I look back now and find it interesting that no one ever really bothered to work with me to get me past my fear of setting up the ball. No one encouraged me to move towards the pain instead of away from it. No one pushed me to really develop my skills. And so by my junior year it all didn’t seem quite so worth it to me any more. On game days, I was sitting on the bench all the time. By then it was clear they were keeping me on the team for the way in which I would push harder at practice than anyone else, not because I would be an asset in the actual game. A vital part of the team? In that way, perhaps. But all these years later I wonder how it might have been different. By my senior year I decided it wasn’t worth it anymore and decided to put my after school energy in other places. And for the next 35 years or so I honestly didn’t pay nearly as much attention to my physical body as I did back then. I haven’t tended to staying in shape like I should have — something I’ve begun to work at again now only in these last years.
And so today we have before us these marvelous words of Paul about the body of Christ. We are reminded through these familiar words that the body is all connected: which, I expect we all know from personal experience every moment of every day. When I have a toothache or an earache, I feel it down to my toes. When my left knee swells up then my right one goes weak as well as it compensates for the pain. Indeed, it’s the pain in the body that I find myself paying attention to now — whether it is in how I feel staggering away from my weight training class or as it cries out to me from some part of the body of Christ in this place. Yes, Paul reminds us today that when one suffers we all suffer together. And that is so.
Indeed, I found myself needing to pay attention to pain in the body of the congregation I am now serving a few days back. This one came in the form of an email from someone who was not particularly happy with me.
Now if I had been paying attention to my own body in those moments after I first opened the email I would have noticed a rather classic response. As I read the words on the computer screen I’m certain my pulse quickened just a bit. I wouldn’t be surprised if my face flushed and the hair on the back of my neck stood up. I shifted in my chair. And I hit the reply button and began composing a response. I don’t recall being particularly angry as I wrote — but I was anxious as I found myself bearing down trying to explain myself. And then, after having written only a couple of sentences, I backed away from the keyboard. For I really do know better than to use email for anything I have to think too hard about.
I stepped out into the outer office and spoke to a coworker. I told her what I was working on and she just calmly nodded, not saying a word. I said, “I’m thinking I should call this person and not just reply to the email.” And she just nodded again. And then I said, “I suppose I should do that now.” And she said, ‘Yes, or you won’t sleep tonight.” Clearly after these months of working alongside me, she knows how my body works.

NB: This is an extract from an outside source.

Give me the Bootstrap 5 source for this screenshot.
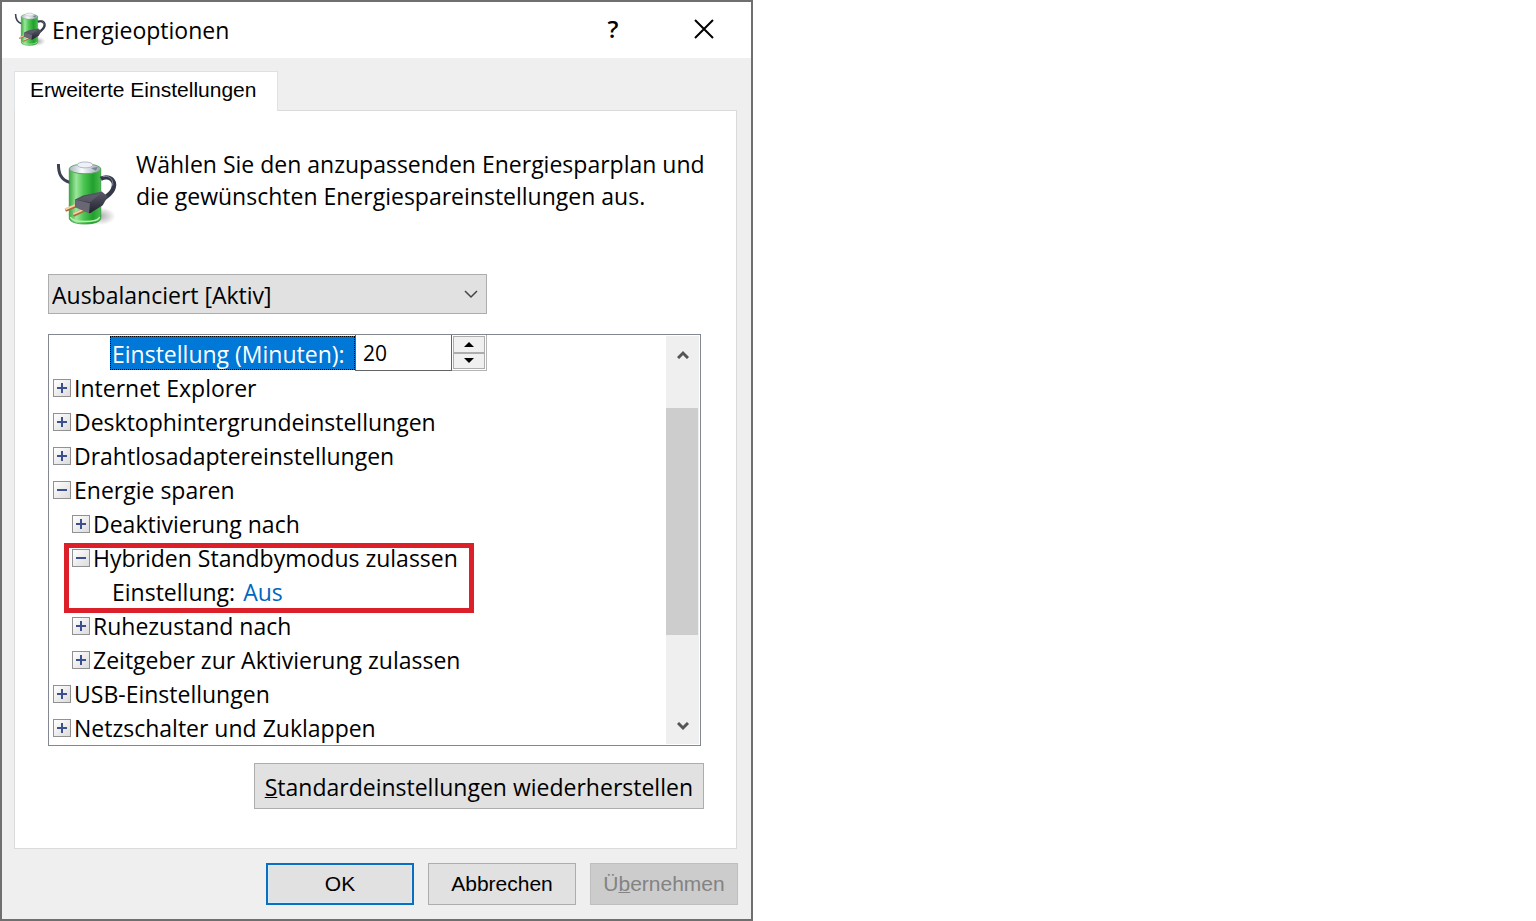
<!DOCTYPE html>
<html lang="de">
<head>
<meta charset="utf-8">
<meta name="viewport" content="width=device-width, initial-scale=1">
<title>Energieoptionen</title>
<link rel="stylesheet" href="https://cdn.jsdelivr.net/npm/bootstrap@5.3.0/dist/css/bootstrap.min.css">
<style>
  body { font-family: "Open Sans", "Noto Sans", sans-serif; font-size: 23px; line-height: 32px; color: #000; background: #fff; }
  .dialog { max-width: 753px; border: 2px solid #6f6f6f; background: #efefef; }
  .titlebar { height: 56px; background: #fff; padding: 0 27px 2px 12px; }
  .titlebar h1 { font-size: 23px; line-height: 32px; font-weight: 400; margin: 2px 0 0 5px; }
  .caption-btn { width: 40px; height: 40px; padding: 0; border: 0; background: none; font-size: 24px; font-weight: 600; color: #000; }
  .help-btn { margin-right: 51px; }
  .content { padding: 13px 14px 0 12px; }
  .arial { font-family: "Liberation Sans", sans-serif; font-size: 21px; line-height: 24px; }
  .sheet-tabs { border: 0; }
  .sheet-tabs .nav-link { height: 40px; min-width: 264px; border: 1px solid #dadada; border-bottom: 0; border-radius: 0; background: #fff; color: #000; padding: 6px 15px; margin: 0 0 -1px; position: relative; }
  .sheet { background: #fff; border: 1px solid #dadada; padding: 37px 20px 38px 33px; }
  .sheet-body { margin-right: 12px; }
  .intro { padding-left: 8px; gap: 18px; }
  .intro svg { margin-top: 12px; }
  .scheme { width: 67%; max-width: 439px; margin-top: 47px; }
  .scheme select { appearance: none; width: 100%; height: 40px; border: 1px solid #adadad; border-radius: 0; background: #e1e1e1; padding: 2px 36px 0 3px; color: #000; }
  .scheme svg { position: absolute; right: 9px; top: 16px; pointer-events: none; }
  .tree { margin: 20px 3px 0 0; border: 1px solid #828790; padding: 1px; }
  .tree ul { list-style: none; margin: 0; padding: 0; }
  .tree ul ul { padding-left: 19px; }
  .node { height: 34px; display: flex; align-items: center; padding-left: 3px; white-space: nowrap; }
  .node > span, .node > a { padding-top: 2px; }
  .node.leaf { padding-left: 24px; }
  .node a { color: #0066bf; text-decoration: none; margin-left: 8px; }
  .expander { width: 18px; height: 18px; padding: 0; margin: 2px 3px 0 0; border: 1px solid #919191; background: linear-gradient(135deg, #fff, #dcdcdc); display: flex; flex: none; }
  .node.first { padding-left: 60px; }
  .node > label.picked { min-width: 245px; background: #0078d7; color: #fff; outline: 1px dotted #000; outline-offset: -1px; height: 34px; padding: 2px 0 0 2px; }
  .minutes { width: 97px; height: 36px; border: 1px solid #646464; border-top: 0; padding: 0 7px; font-size: 21px; color: #000; }
  .spin { width: 35px; height: 36px; border: 1px solid #b4b4b4; border-left: 0; border-top: 0; padding: 1px; }
  .spin button { flex: 1; padding: 0; border: 1px solid #adadad; background: #f0f0f0; display: flex; align-items: center; justify-content: center; }
  .marked::after { content: ""; position: absolute; left: -5px; top: 3px; width: 410px; height: 70px; border: 5px solid #dc2029; pointer-events: none; }
  .scroller { width: 33px; background: #efefef; }
  .scroller button { height: 36px; border: 0; padding: 0; background: none; }
  .track { flex: 1; padding: 36px 1px 0 0; }
  .thumb { height: 227px; background: #cdcdcd; }
  .win-btn { border: 1px solid #adadad; border-radius: 0; background: #e1e1e1; color: #000; }
  .restore { height: 46px; margin-top: 17px; padding: 2px 10px 0; font-size: 23px; line-height: 32px; }
  .restore u, .footer-bar u { text-decoration-thickness: 1px; }
  .footer-bar { padding: 14px 13px 14px 12px; gap: 14px; }
  .footer-bar button { width: 148px; height: 42px; padding: 0; }
  .footer-bar .is-default { border: 2px solid #0a6fc0; box-shadow: inset 0 0 0 1px #d5ecfb; }
  .footer-bar button:disabled { background: #cccccc; border: 1px solid #bfbfbf; color: #838383; opacity: 1; }
</style>
</head>
<body>
<svg width="0" height="0" class="position-absolute" aria-hidden="true">
  <defs>
    <linearGradient id="cell"><stop offset="0" stop-color="#3aa843"/><stop offset=".22" stop-color="#9be79b"/><stop offset=".45" stop-color="#4fc653"/><stop offset=".75" stop-color="#1fa02d"/><stop offset="1" stop-color="#4dbb50"/></linearGradient>
    <linearGradient id="cap"><stop offset="0" stop-color="#aab4c0"/><stop offset=".4" stop-color="#fafcff"/><stop offset="1" stop-color="#9aa3b2"/></linearGradient>
    <linearGradient id="plug" x2="0" y2="1"><stop offset="0" stop-color="#5b5b6a"/><stop offset="1" stop-color="#20202e"/></linearGradient>
    <radialGradient id="shade"><stop offset="0" stop-color="#888" stop-opacity=".7"/><stop offset="1" stop-color="#888" stop-opacity="0"/></radialGradient>
    <symbol id="battery" viewBox="0 0 62 68">
      <ellipse cx="44" cy="57" rx="16" ry="9" fill="url(#shade)"/>
      <path d="M2 4C2 13 4 20 14 23" fill="none" stroke="#3c4152" stroke-width="3"/>
      <path d="M13 9V59C13 67 45 67 45 59V9Z" fill="url(#cell)" stroke="#258c31" stroke-width=".7"/>
      <path d="M14 58C17 64 41 64 44 58" fill="none" stroke="#b2f0a7" stroke-width="1.5"/>
      <ellipse cx="29" cy="9" rx="16" ry="5" fill="url(#cap)" stroke="#5aa862"/>
      <ellipse cx="29" cy="5" rx="8" ry="3" fill="#eef1f6" stroke="#b1b8c5"/>
      <path d="M35 8L42 7L40 11Z" fill="#7b8498"/>
      <path d="M45 19C54 15 60 21 58 28C56 35 51 36 46 41" fill="none" stroke="#343849" stroke-width="4.5"/>
      <path d="M47 17C54 15 58 20 57 26" fill="none" stroke="#858a9b" stroke-width="1"/>
      <path d="M9 51L23 45M17 56L30 50" stroke="#a8693c" stroke-width="3.5"/>
      <path d="M9 50L23 44M17 55L30 49" stroke="#f6d0a0" stroke-width="2"/>
      <path d="M19 40L27 36L46 32L52 37L47 46L34 54L19 47Z" fill="url(#plug)"/>
      <path d="M19 40L34 44L33 54L19 48Z" fill="#686773"/>
      <path d="M20 40L28 37L45 34L34 43Z" fill="#666575" opacity=".6"/>
    </symbol>
    <symbol id="plus" viewBox="0 0 16 16"><path d="M3 8H13M8 3V13" stroke="#3c5091" stroke-width="2"/></symbol>
    <symbol id="minus" viewBox="0 0 16 16"><path d="M3 8H13" stroke="#3c5091" stroke-width="2"/></symbol>
  </defs>
</svg>

<main class="dialog min-vh-100 d-flex flex-column">
  <header class="titlebar d-flex align-items-center">
    <svg width="33" height="35"><use href="#battery"/></svg>
    <h1 class="me-auto">Energieoptionen</h1>
    <button type="button" class="caption-btn help-btn" aria-label="Hilfe">?</button>
    <button type="button" class="caption-btn" aria-label="Schließen"><svg width="20" height="20" class="d-block m-auto"><path d="M1 1L19 19M19 1L1 19" stroke="#000" stroke-width="2"/></svg></button>
  </header>

  <div class="content flex-grow-1 d-flex flex-column">
    <ul class="nav nav-tabs sheet-tabs arial">
      <li class="nav-item"><a class="nav-link active" href="#sheet" aria-current="page">Erweiterte Einstellungen</a></li>
    </ul>
    <section class="sheet flex-grow-1" id="sheet">
      <div class="intro d-flex">
        <svg class="flex-shrink-0" width="62" height="67"><use href="#battery"/></svg>
        <p class="m-0">Wählen Sie den anzupassenden Energiesparplan und die gewünschten Energiespareinstellungen aus.</p>
      </div>

      <div class="sheet-body">
        <div class="scheme position-relative">
          <select aria-label="Energiesparplan"><option>Ausbalanciert [Aktiv]</option></select>
          <svg width="14" height="9"><path d="M1 1L7 7L13 1" fill="none" stroke="#444" stroke-width="1.5"/></svg>
        </div>

        <div class="tree d-flex">
          <ul class="flex-grow-1">
            <li class="node first">
              <label class="picked" for="minutes">Einstellung (Minuten):</label>
              <input class="minutes" id="minutes" type="text" value="20">
              <div class="spin d-flex flex-column">
                <button type="button" aria-label="Mehr"><svg width="10" height="5"><path d="M0 5L5 0L10 5Z"/></svg></button>
                <button type="button" aria-label="Weniger"><svg width="10" height="5"><path d="M0 0L5 5L10 0Z"/></svg></button>
              </div>
            </li>
            <li class="node"><button class="expander" type="button" aria-label="Erweitern"><svg width="16" height="16"><use href="#plus"/></svg></button><span>Internet Explorer</span></li>
            <li class="node"><button class="expander" type="button" aria-label="Erweitern"><svg width="16" height="16"><use href="#plus"/></svg></button><span>Desktophintergrundeinstellungen</span></li>
            <li class="node"><button class="expander" type="button" aria-label="Erweitern"><svg width="16" height="16"><use href="#plus"/></svg></button><span>Drahtlosadaptereinstellungen</span></li>
            <li>
              <div class="node"><button class="expander" type="button" aria-label="Reduzieren"><svg width="16" height="16"><use href="#minus"/></svg></button><span>Energie sparen</span></div>
              <ul>
                <li class="node"><button class="expander" type="button" aria-label="Erweitern"><svg width="16" height="16"><use href="#plus"/></svg></button><span>Deaktivierung nach</span></li>
                <li class="marked position-relative">
                  <div class="node"><button class="expander" type="button" aria-label="Reduzieren"><svg width="16" height="16"><use href="#minus"/></svg></button><span>Hybriden Standbymodus zulassen</span></div>
                  <ul><li class="node leaf"><span>Einstellung:</span><a href="#sheet">Aus</a></li></ul>
                </li>
                <li class="node"><button class="expander" type="button" aria-label="Erweitern"><svg width="16" height="16"><use href="#plus"/></svg></button><span>Ruhezustand nach</span></li>
                <li class="node"><button class="expander" type="button" aria-label="Erweitern"><svg width="16" height="16"><use href="#plus"/></svg></button><span>Zeitgeber zur Aktivierung zulassen</span></li>
              </ul>
            </li>
            <li class="node"><button class="expander" type="button" aria-label="Erweitern"><svg width="16" height="16"><use href="#plus"/></svg></button><span>USB-Einstellungen</span></li>
            <li class="node"><button class="expander" type="button" aria-label="Erweitern"><svg width="16" height="16"><use href="#plus"/></svg></button><span>Netzschalter und Zuklappen</span></li>
          </ul>
          <div class="scroller d-flex flex-column">
            <button type="button" aria-label="Nach oben"><svg class="d-block m-auto" width="12" height="9"><path d="M1 8L6 3L11 8" fill="none" stroke="#555" stroke-width="3"/></svg></button>
            <div class="track"><div class="thumb"></div></div>
            <button type="button" aria-label="Nach unten"><svg class="d-block m-auto" width="12" height="9"><path d="M1 1L6 6L11 1" fill="none" stroke="#555" stroke-width="3"/></svg></button>
          </div>
        </div>

        <div class="d-flex justify-content-end">
          <button type="button" class="btn win-btn restore"><u>S</u>tandardeinstellungen wiederherstellen</button>
        </div>
      </div>
    </section>
  </div>

  <footer class="footer-bar d-flex justify-content-end">
    <button type="button" class="btn win-btn arial is-default">OK</button>
    <button type="button" class="btn win-btn arial">Abbrechen</button>
    <button type="button" class="btn win-btn arial" disabled>Ü<u>b</u>ernehmen</button>
  </footer>
</main>
<script src="https://cdn.jsdelivr.net/npm/bootstrap@5.3.0/dist/js/bootstrap.bundle.min.js"></script>
</body>
</html>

So I went back to my office and picked up the phone. I was doing all I could to step towards the pain and not away from it. Still, I confess that I was more than a little grateful when I got the answering machine. I left a message in as gentle a tone as I could muster. I said I had gotten the email and wanted to address the concerns expressed. I hung up the phone wondering what would happen next. Would the person respond? If they didn’t, what would that mean? And if they did, how would that go?
Later that night I checked email again. The person had responded saying he had gotten my message and that by then it was too late to call. He promised to call on Wednesday. And I wondered how I would deal with this anxiety for two more days.
But on Tuesday morning the person came walking into the building. I stepped out of our staff meeting and chased him up the stairs. For what seemed like an eternity, but was probably all of ten minutes we stood and talked face to face. It turned out to be a good conversation where concerns were expressed and while we did not come to agreement, I think we left that moment understanding each other more deeply and perhaps at least knowing we’d been heard.
Thinking back on it I knew this as well. One of the reasons I don’t like to use email for important conversations is that the encounter then is not full enough. For one thing, I find I assume ‘tone’ in emails. And usually in ways that are not helpful. But I think back on that conversation with one of our own and I remember still the flush in the face. The pause to think before replying. The catch in his voice. It was a face to face encounter with another member of the body. And we are both, I imagine, better for it.
Not that I wasn’t afraid. But a long time ago — at least when it comes to working in the church — I learned the hard way to pay attention to my fear, to my own pain, and to step into it — gingerly sometimes perhaps — but to move towards it still, or it will never go away, it will only get worse. And eventually that part of the body will be broken, cut off, or simply not functioning at all.
It’s part of being the body of Christ together. Any good coach will tell you not to avoid the pain. Sometimes you work through it. Sometimes you compensate for it. Always you seek to strengthen that part of the body or the parts around it. If you avoid the pain, like I did as a member of the high school volleyball team so many years ago, eventually you sideline yourself from the game altogether. And one way or another you pay a price for that. And that is surely not what God intends. Not for high school athletes. And not for us as part of the body of Christ.
And so today I’m grateful today for Paul’s reminder that we are all part of this together. And I’m grateful for his urging to pay attention to the suffering of others who are in this with us. Oh, sometimes that pain will come across as bluster, or as anger… it is true that then, most of all, I find myself most wanting to avoid it altogether. And it is then I find myself especially grateful for the folks beside me who say to me — yes, make the call now or you won’t sleep tonight. Or another who quietly tells me there is nothing to fear. Or another who simply listens and lets me work it out before I respond. Oh yes, these are wonderful gifts of being part of this body as well.
We are indeed Christ’s body together, you and I. This is who we are. This is who we are privileged to ever more deeply become. It will be a journey worth taking even or especially as we step into or towards pain in ourselves or in another. We won’t be worse for it. No, the promise is, that in the end the whole body will be better and stronger for it — and even more fully all that God intends us to be.
- How do you find yourselves thinking about these familiar words from 1 Corinthians now? How does Paul’s image of the church as the ‘body of Christ’ live for you in your context?
- How do you understand the assertion that ‘if one member suffers, all suffer together with it; if one member is honored, all rejoice together with it’? How does that live out in your context?
- In your experience, how is the body strengthened? Injured? Weakened? How is it healed once more?